The Syrian asylum seeker Ahmad Shamieh’s hopes of staying in the country were crushed on Thursday, following reports on the government's failure to find a legal solution which would prevent his deportation to Croatia.

Secretary General of the Government, Liljana Kozlovič, explained that in yesterday's session the government failed to reach a consensus on whether Mr Shamieh's stay was in the national interest, which, according to Article 51 of the Aliens Act, would allow him to be issued with temporary residence. The issue was then removed from the session’s agenda, meaning that the government's discussion on the issue has closed, and the matter has been returned to the Ministry of the Interior.

Ahmad Shamieh’s deportation to Croatia was put on hold following the intervention of Prime Minister Miro Cerar on Tuesday in an attempt to bypass the Ministry of the Interior’s decision by an alternative legal option. The Ministry’s decision to deport Mr Shamieh is based on the Dublin Regulation, which stipulates that all asylum claims should be processed in the first country of entrance into EU, and was to be executed after all other legal remedies had been exhausted.

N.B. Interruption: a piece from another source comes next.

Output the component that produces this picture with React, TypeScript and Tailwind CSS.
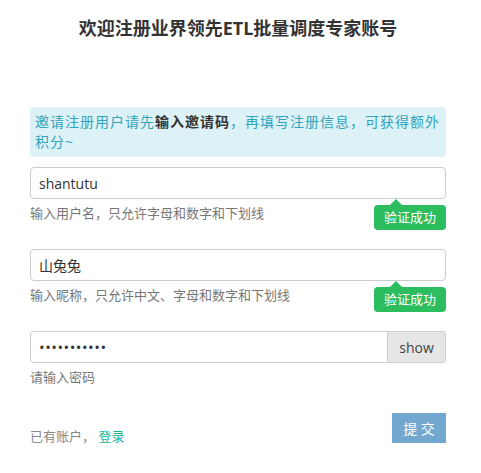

The opposition party The Left (Levica) issued a statement on its website which characterises the latest government action as an expression of the Prime Minister's loss of authority. Furthermore, The Left pledged to file a no confidence motion against Vesna Györkös Žnidar, the Minister of the Interior, if the Ministry actually executes its decision to deport Mr. Shamieh.

In today’s statement the Interior Minister Györkös Žnidar expressed confidence in her work and stated that her Ministry was “a story of success” for already meeting all the targets set for its mandate. She called public questioning of the work of the courts and ministries on the part of political leadership a sign that the political compass has been lost in Slovenia, and that Ahmad Shamieh has been subjected to political abuse, although not by the authorities under her control.

Meanwhile, an impeachment motion has been lodged against Prime Minister Miro Cerar by another opposition party, the SDS (Slovenska demokratska stranka), which accuses him of interrupting what they believe to be a legally binding decision, whereby the Prime Minister, among other things, is alleged to have violated four constitutional articles (2, 8, 120 and 153). The process of impeachment requires a majority vote in support in the National Assembly before it can be presented to the constitutional court.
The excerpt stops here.